• PROMPT
Gather all lines from the material that contain the word "index".

• RAW DATA
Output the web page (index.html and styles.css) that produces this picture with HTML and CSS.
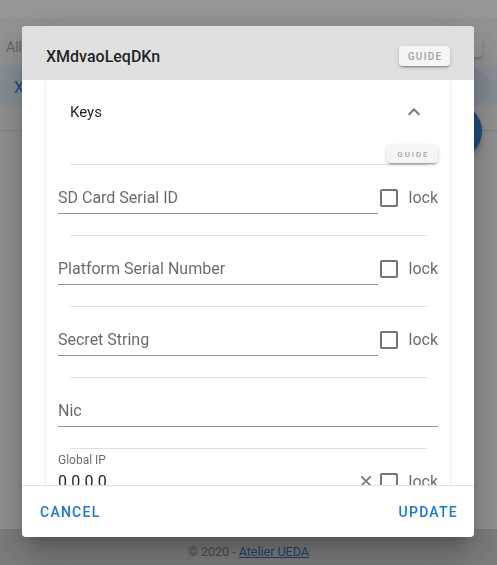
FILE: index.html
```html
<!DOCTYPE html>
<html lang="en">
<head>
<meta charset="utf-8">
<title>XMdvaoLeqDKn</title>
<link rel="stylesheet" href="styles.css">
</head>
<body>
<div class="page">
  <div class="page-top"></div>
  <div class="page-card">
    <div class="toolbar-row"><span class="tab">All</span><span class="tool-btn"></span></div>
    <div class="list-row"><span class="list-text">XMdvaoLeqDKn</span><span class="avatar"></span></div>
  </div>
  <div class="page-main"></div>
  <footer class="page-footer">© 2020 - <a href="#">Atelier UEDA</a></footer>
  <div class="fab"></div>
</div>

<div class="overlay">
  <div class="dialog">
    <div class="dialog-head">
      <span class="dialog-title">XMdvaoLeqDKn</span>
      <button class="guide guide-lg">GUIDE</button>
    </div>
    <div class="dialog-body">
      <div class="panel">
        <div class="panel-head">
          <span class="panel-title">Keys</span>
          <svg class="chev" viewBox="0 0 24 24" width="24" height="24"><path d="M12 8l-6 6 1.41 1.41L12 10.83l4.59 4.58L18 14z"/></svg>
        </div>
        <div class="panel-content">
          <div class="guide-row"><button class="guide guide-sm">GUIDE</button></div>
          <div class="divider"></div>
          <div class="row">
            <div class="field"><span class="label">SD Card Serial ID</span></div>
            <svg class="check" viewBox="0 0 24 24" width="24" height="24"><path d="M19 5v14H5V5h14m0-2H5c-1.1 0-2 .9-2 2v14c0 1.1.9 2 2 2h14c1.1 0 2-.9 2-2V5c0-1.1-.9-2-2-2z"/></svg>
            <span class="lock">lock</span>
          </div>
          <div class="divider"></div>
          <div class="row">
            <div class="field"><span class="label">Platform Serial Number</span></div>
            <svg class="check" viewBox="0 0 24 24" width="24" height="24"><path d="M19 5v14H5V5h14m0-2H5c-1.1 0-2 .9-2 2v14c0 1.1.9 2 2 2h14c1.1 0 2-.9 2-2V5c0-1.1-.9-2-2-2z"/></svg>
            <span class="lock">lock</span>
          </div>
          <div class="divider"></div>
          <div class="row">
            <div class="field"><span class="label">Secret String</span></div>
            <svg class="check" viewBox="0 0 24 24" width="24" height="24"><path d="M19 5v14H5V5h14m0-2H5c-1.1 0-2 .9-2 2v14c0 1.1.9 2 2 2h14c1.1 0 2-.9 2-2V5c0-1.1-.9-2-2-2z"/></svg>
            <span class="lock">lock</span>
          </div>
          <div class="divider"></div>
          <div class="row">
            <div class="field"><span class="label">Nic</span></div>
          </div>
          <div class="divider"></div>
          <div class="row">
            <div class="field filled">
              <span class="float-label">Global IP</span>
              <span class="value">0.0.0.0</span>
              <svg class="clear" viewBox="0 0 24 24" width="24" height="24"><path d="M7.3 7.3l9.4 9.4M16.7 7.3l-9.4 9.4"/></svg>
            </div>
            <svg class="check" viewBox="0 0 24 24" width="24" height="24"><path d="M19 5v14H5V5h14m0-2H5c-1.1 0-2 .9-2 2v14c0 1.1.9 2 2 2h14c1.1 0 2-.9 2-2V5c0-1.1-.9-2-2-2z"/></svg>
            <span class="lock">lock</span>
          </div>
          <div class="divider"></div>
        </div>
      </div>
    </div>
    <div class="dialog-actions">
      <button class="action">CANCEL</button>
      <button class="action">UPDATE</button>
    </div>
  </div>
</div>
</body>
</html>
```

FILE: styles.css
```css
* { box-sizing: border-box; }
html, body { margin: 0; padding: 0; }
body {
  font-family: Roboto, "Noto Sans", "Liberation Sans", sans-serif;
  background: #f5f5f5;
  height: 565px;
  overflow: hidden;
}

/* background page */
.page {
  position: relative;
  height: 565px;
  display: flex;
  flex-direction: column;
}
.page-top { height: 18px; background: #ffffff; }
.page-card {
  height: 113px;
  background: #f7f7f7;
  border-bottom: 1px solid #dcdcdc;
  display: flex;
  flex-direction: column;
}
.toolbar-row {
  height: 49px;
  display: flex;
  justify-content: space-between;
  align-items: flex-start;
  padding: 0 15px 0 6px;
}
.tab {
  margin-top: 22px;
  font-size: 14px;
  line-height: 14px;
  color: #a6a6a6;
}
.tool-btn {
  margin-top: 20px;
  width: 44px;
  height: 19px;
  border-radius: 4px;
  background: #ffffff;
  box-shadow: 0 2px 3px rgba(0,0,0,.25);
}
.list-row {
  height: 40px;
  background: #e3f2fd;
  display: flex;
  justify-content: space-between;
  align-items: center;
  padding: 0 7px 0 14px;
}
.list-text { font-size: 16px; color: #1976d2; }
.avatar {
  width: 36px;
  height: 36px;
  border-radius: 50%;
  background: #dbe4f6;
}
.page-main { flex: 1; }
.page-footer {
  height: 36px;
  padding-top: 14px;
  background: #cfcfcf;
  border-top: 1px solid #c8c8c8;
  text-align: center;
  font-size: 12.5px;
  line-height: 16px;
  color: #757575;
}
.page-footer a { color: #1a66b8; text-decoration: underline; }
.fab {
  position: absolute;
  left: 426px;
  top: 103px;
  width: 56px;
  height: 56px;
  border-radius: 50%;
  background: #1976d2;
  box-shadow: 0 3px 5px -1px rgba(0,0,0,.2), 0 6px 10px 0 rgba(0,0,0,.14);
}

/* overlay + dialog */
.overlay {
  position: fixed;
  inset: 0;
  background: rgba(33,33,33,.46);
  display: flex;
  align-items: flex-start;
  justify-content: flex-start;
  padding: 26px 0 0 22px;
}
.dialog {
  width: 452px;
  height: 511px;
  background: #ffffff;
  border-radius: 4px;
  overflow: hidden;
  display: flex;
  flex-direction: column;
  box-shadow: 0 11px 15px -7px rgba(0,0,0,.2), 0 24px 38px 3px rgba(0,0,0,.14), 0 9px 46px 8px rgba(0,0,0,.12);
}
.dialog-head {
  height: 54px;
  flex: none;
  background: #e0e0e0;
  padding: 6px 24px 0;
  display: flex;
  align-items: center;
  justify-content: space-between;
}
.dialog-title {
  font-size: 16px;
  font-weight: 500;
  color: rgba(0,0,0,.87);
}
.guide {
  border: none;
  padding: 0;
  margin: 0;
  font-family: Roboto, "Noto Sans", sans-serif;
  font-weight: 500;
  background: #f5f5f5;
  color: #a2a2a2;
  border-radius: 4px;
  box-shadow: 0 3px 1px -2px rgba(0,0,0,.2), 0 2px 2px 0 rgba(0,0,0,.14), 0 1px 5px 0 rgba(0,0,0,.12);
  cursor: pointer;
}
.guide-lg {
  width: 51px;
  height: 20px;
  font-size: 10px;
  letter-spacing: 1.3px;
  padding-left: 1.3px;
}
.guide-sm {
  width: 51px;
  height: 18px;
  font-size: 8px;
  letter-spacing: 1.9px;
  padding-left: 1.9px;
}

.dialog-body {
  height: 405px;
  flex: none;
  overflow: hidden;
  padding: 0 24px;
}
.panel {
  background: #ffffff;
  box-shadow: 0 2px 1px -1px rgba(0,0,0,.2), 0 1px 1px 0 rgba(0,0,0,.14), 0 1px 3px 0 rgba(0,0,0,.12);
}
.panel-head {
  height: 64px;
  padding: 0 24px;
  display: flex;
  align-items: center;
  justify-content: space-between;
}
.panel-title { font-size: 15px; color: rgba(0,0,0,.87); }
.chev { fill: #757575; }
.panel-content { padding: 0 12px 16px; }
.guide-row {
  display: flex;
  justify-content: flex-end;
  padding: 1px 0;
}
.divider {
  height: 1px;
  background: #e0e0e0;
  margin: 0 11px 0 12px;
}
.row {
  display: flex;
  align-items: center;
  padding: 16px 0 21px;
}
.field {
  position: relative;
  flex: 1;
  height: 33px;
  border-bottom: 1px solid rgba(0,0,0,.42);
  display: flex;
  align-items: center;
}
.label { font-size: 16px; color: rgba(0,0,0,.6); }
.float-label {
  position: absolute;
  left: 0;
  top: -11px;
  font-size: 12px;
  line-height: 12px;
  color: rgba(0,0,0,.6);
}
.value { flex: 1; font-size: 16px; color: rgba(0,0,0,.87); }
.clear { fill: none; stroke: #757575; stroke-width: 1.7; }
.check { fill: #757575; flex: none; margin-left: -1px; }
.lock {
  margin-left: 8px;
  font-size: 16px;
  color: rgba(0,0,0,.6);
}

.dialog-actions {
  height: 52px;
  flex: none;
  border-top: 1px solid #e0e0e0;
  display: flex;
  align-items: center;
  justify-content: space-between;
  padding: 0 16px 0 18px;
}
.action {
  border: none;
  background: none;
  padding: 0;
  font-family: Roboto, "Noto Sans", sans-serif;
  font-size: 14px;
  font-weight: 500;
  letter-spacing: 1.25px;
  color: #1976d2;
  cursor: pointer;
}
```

• SOLUTION
Output the web page (index.html and styles.css) that produces this picture with HTML and CSS.
FILE: index.html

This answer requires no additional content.